Understanding Lease Options
When we break down a lease option, we see it consists of two main parts: the lease agreement and the option agreement. The lease agreement sets the rules for renting. It talks about key points like how much the rent is, when it’s due, and how long the rental period lasts. On the other hand, the option agreement focuses on the purchase details—like what the buying price is, what the option fee (often referred to as option consideration) is, and how long the tenant has to buy the property.
A crucial feature of this arrangement is the option fee. This is the amount of money the tenant pays upfront, giving them the exclusive right to buy the property later. Usually, this fee cannot be refunded. So if the tenant decides not to purchase the property, they lose the option fee. However, a neat benefit is that part of this fee, or part of the rent they’ve been paying, can count toward the total purchase price if they do go ahead with buying the property.
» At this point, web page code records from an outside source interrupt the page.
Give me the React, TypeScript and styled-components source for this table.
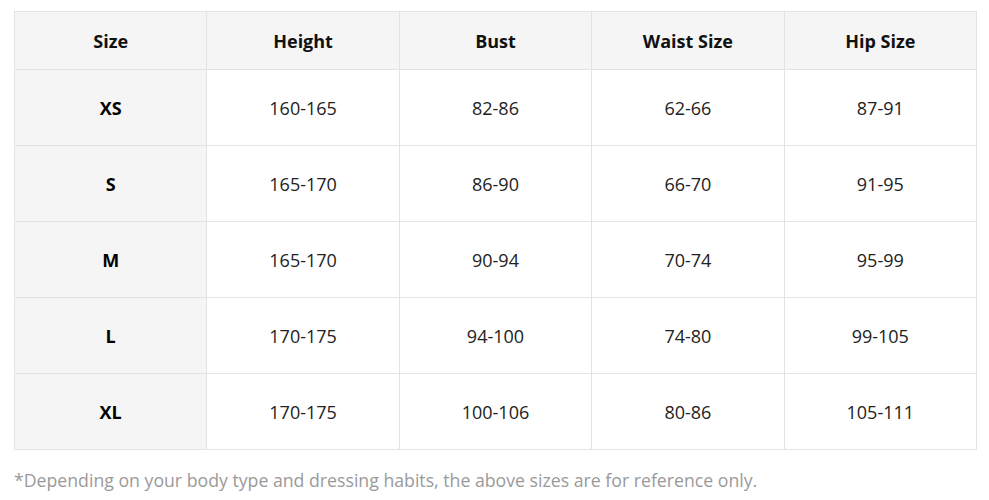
import React from 'react';
import styled, { createGlobalStyle } from 'styled-components';

const GlobalStyle = createGlobalStyle`
  body {
    margin: 0;
    background: #fff;
    font-family: "Open Sans", "Noto Sans", "Liberation Sans", sans-serif;
    color: #111;
  }
`;

const Wrapper = styled.div`
  padding: 11px 13px 0 14px;
`;

const Table = styled.table`
  width: 963px;
  border-collapse: collapse;
  table-layout: fixed;
`;

const HeadCell = styled.th`
  height: 57px;
  padding: 0;
  background: #f5f5f5;
  border: 1px solid #e3e3e3;
  font-size: 18px;
  font-weight: 700;
  text-align: center;
`;

const Cell = styled.td<{ $label?: boolean }>`
  height: 75px;
  padding: 0;
  border: 1px solid #e3e3e3;
  background: ${p => (p.$label ? '#f5f5f5' : '#fff')};
  font-size: 18px;
  font-weight: ${p => (p.$label ? 700 : 400)};
  text-align: center;
  color: ${p => (p.$label ? '#000' : '#222')};
`;

const Note = styled.p`
  margin: 18px 0 0;
  font-size: 17.7px;
  color: #9a9a9a;
`;

const headers = ['Size', 'Height', 'Bust', 'Waist Size', 'Hip Size'];

const rows = [
  ['XS', '160-165', '82-86', '62-66', '87-91'],
  ['S', '165-170', '86-90', '66-70', '91-95'],
  ['M', '165-170', '90-94', '70-74', '95-99'],
  ['L', '170-175', '94-100', '74-80', '99-105'],
  ['XL', '170-175', '100-106', '80-86', '105-111'],
];

const App: React.FC = () => {
  return (
    <Wrapper>
      <GlobalStyle />
      <Table>
        <thead>
          <tr>
            {headers.map(h => (
              <HeadCell key={h}>{h}</HeadCell>
            ))}
          </tr>
        </thead>
        <tbody>
          {rows.map(row => (
            <tr key={row[0]}>
              {row.map((v, i) => (
                <Cell key={i} $label={i === 0}>
                  {v}
                </Cell>
              ))}
            </tr>
          ))}
        </tbody>
      </Table>
      <Note>*Depending on your body type and dressing habits, the above sizes are for reference only.</Note>
    </Wrapper>
  );
};

export default App;
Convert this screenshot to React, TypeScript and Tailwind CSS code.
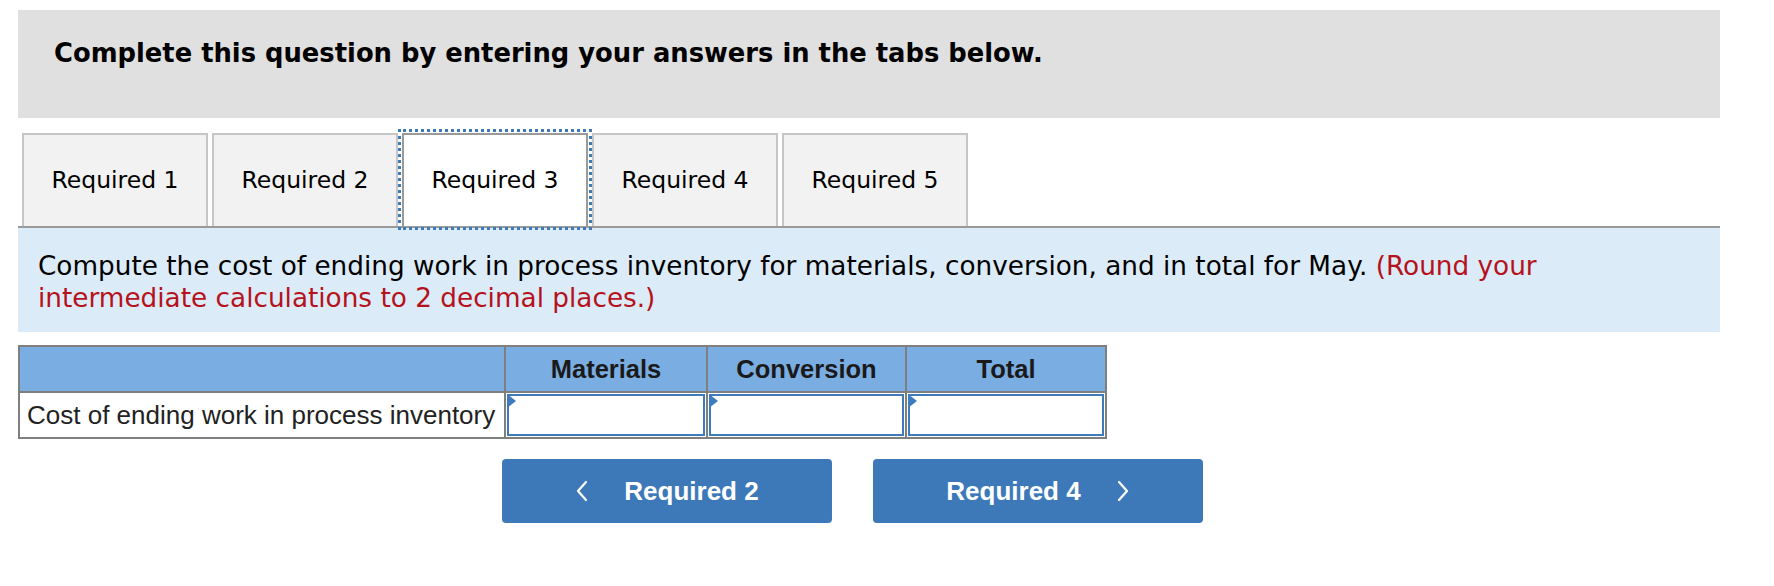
import React from "react";

const tabs = ["Required 1", "Required 2", "Required 3", "Required 4", "Required 5"];

function Chevron({ dir }: { dir: "left" | "right" }) {
  return (
    <svg width="14" height="22" viewBox="0 0 14 22" className="shrink-0">
      {dir === "left" ? (
        <path d="M11 2 L3 11 L11 20" fill="none" stroke="white" strokeWidth="2.2" strokeLinecap="round" strokeLinejoin="round" />
      ) : (
        <path d="M3 2 L11 11 L3 20" fill="none" stroke="white" strokeWidth="2.2" strokeLinecap="round" strokeLinejoin="round" />
      )}
    </svg>
  );
}

function InputCell() {
  return (
    <td className="border-2 border-[#7f7f7f] p-[1px] h-[46px]">
      <div className="relative h-full w-full border-2 border-[#3e7bbd] bg-white">
        <div className="absolute left-[-2px] top-[-2px] w-0 h-0 border-t-[7px] border-b-[7px] border-l-[9px] border-t-transparent border-b-transparent border-l-[#3e7bbd]" />
      </div>
    </td>
  );
}

export default function App() {
  return (
    <div className="w-[1774px] h-[586px] bg-white pt-[10px] pl-[18px] font-['DejaVu_Sans',sans-serif]">
      <div className="w-[1702px]">
        <div className="h-[108px] bg-[#e0e0e0] pl-[36px] pt-[28px]">
          <p className="text-[25.8px] leading-[30px] font-bold text-black">
            Complete this question by entering your answers in the tabs below.
          </p>
        </div>

        <div className="mt-[15px] flex items-end gap-[4px] pl-[4px] border-b-2 border-[#9a9a9a] h-[95px]">
          {tabs.map((t, i) =>
            i === 2 ? (
              <div
                key={t}
                className="relative z-10 w-[186px] h-[93px] flex items-center justify-center bg-white border-2 border-b-0 border-[#9a9a9a] outline-[3px] outline-dotted outline-[#3d7ab8] outline-offset-1 text-[23.5px] text-black"
              >
                {t}
              </div>
            ) : (
              <div
                key={t}
                className="w-[186px] h-[93px] flex items-center justify-center bg-[#f2f2f2] border-2 border-b-0 border-[#c6c6c6] text-[23.5px] text-black"
              >
                {t}
              </div>
            )
          )}
        </div>

        <div className="h-[104px] bg-[#dcebf8] pl-[20px] pt-[22px] text-[26.3px] leading-[32px] whitespace-nowrap">
          <p className="text-black">
            Compute the cost of ending work in process inventory for materials, conversion, and in total for May.{" "}
            <span className="text-[#b5121b]">(Round your</span>
          </p>
          <p className="text-[#b5121b]">intermediate calculations to 2 decimal places.)</p>
        </div>

        <table className="mt-[13px] border-collapse font-['Liberation_Sans',Arial,sans-serif]">
          <thead>
            <tr className="bg-[#7aade2] h-[46px]">
              <th className="border-2 border-[#7f7f7f] w-[486px]"></th>
              <th className="border-2 border-[#7f7f7f] w-[202px] text-[25.5px] font-bold text-[#1a1a1a] text-center">Materials</th>
              <th className="border-2 border-[#7f7f7f] w-[199px] text-[25.5px] font-bold text-[#1a1a1a] text-center">Conversion</th>
              <th className="border-2 border-[#7f7f7f] w-[200px] text-[25.5px] font-bold text-[#1a1a1a] text-center">Total</th>
            </tr>
          </thead>
          <tbody>
            <tr className="h-[46px]">
              <td className="border-2 border-[#7f7f7f] pl-[7px] text-[26px] text-[#222] whitespace-nowrap">
                Cost of ending work in process inventory
              </td>
              <InputCell />
              <InputCell />
              <InputCell />
            </tr>
          </tbody>
        </table>

        <div className="mt-[20px] pl-[484px] flex gap-[41px] font-['Liberation_Sans',Arial,sans-serif]">
          <button className="w-[330px] h-[64px] rounded-[4px] bg-[#3d79b9] flex items-center justify-center gap-[35px] text-white text-[26px] font-bold">
            <Chevron dir="left" />
            <span>Required 2</span>
          </button>
          <button className="w-[330px] h-[64px] rounded-[4px] bg-[#3d79b9] flex items-center justify-center gap-[35px] text-white text-[26px] font-bold">
            <span>Required 4</span>
            <Chevron dir="right" />
          </button>
        </div>
      </div>
    </div>
  );
}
Another important point is the buying price. This is often decided at the beginning of the agreement, which can be great for tenants because it locks in a price in case home values go up. If the market drops, though, the agreed price might not be as good for them. In the end, while tenants can buy the property if they want, they aren’t forced to. They can let the option expire if their situation changes.
Benefits of Lease Options
For the Tenant (Future Buyer)
There are quite a few advantages for tenants who want to own a home through lease options.
One big advantage is that tenants get time to get their finances ready. They can work on improving their credit score or save up for a bigger down payment, which is often a big hurdle to getting a regular mortgage.
Another perk is that it allows tenants to experience the property and neighborhood firsthand. It’s like “test driving” the home before making a big investment. This time helps them feel more comfortable with their decision.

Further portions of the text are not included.